Sounds good, doesn't it? And it would have been an advance, wouldn't it? But, if that bipartisan option had actually been available to them, the South might well have entertained such a compromise with the North. And the institution of slavery would finally have had a stake driven through its heart. And that would have been a "good" thing.
But we are looking at the issue of "the perfect being the enemy of the good".
Obviously, such an ending of slavery should be considered a "good" thing, if imperfect. But a compromise that ended slavery via such a gradual process, though guaranteeing that "No man, woman or child will ever again enter into slavery on the soil of these United States", would have been so imperfect that it would have been an eternal embarrassment to our nation.
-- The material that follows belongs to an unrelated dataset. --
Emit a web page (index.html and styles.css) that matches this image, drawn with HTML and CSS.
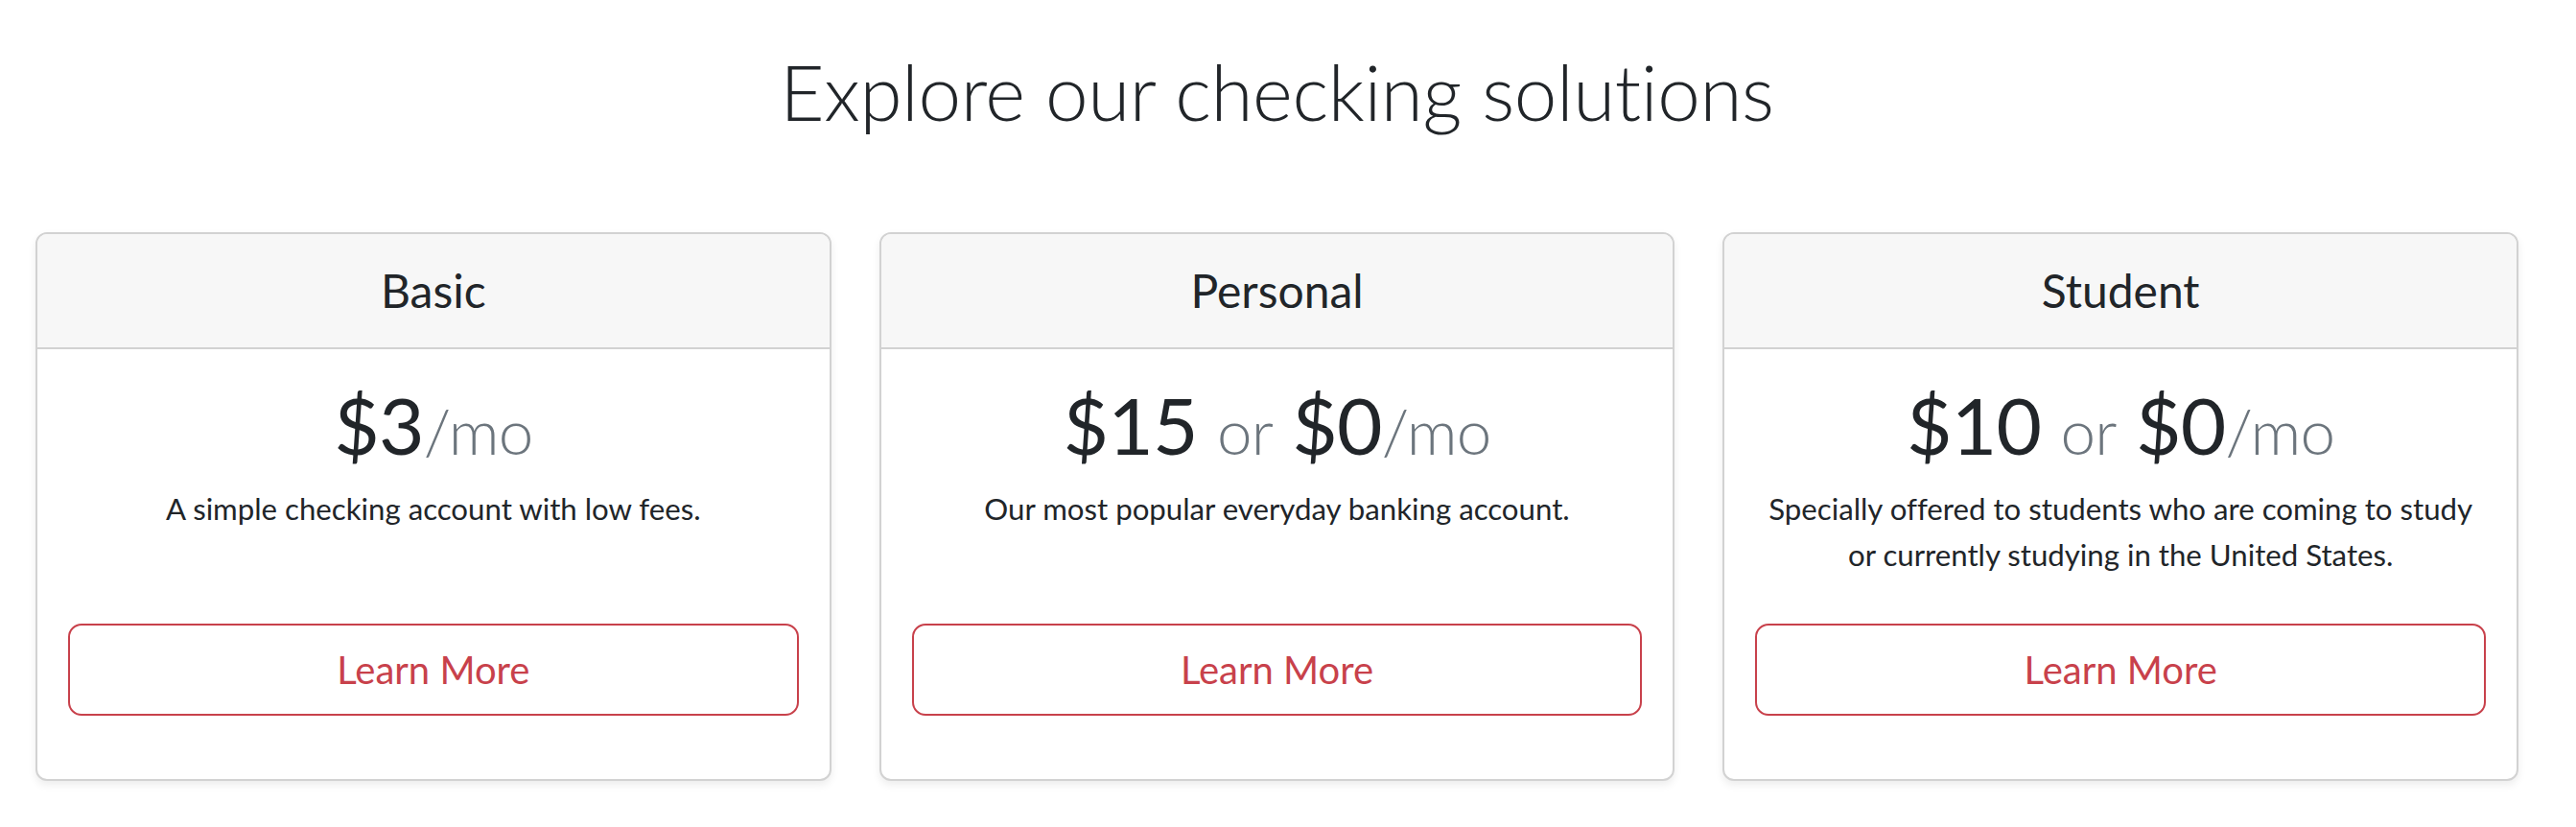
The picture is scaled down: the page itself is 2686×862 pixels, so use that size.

Consider the down side to the bargain.
If the Congress of 1860 had struck such a bargain and passed bipartisan legislation which, by definition, must be a "good" thing for ending the institution of slavery in the manner above, it would also have provided an historical legacy which would have shamed our nation for decades, if not centuries.
How so?
Though a compromise such as the one above might well have entirely prevented the Civil War and its half million attendant deaths, it would also have assured thatevery single individual who was born a slave would remain one until death. Now wouldn't that be a legacy for us all. The last born slave of, say, 1860 would have died by 1970, at the latest.
Now picture a USA where most baby boomers would have had grandparents who were slaveowners (or could have been, if they wished to be). And that would be the price for insisting on legislation that is "perfect" rather than simply "good" or "good enough".
The pending bill Health Care bill in the House may have some good elements in it but it is nothing like what it should be and we all know that.. sadly. To push, as you seem to be doing, for a bill that is certainly not perfect, and hardly even beneficial to the general populace, merely to take "an opportunity for a major political win and an advance for the nation", requires a LOT of self-delusion.
It would be better for all of us to ask ourselves how we stand to benefit from this bill, if at all. To read the main points and see that the insurance industry has complete control of this process of legislating. There is no voice of the people in the proposed laws, at all. The bill is a farce.
I've grown tired. But the points I made are there. And this is simply a black and white issue. The legislation which will be voted upon is either "good" or "bad".
And though you say "It will not be the last step", you are wrong. When the industry has the power, as it does at this point, to make us entertain these cobbled together bits and pieces as if there was some comprehensive reform, has guaranteed that they have the power to draw a line in the sand for the American public cross. And they have done so!
There is no justification for an industry to add 35% overhead for profit, lobbying, ads, etc. when a single payer can cut that 35% to nothing. And do so fairly. When each citizen has no public option available to them to choose from, no single payer system available, and an agenda set by corporate health pirates, it is time to get smart, not deluded into thinking "This is the best we can get".
I suggest we ask the Lemming Kings to give us what we wished for initially, or tell us why not. We want Universal Coverage, public option, single-payer system. Let the Lemming Kings tell us why they can't deliver. And, regardless of why that is, we need to get a new bunch of LemmingLeaders.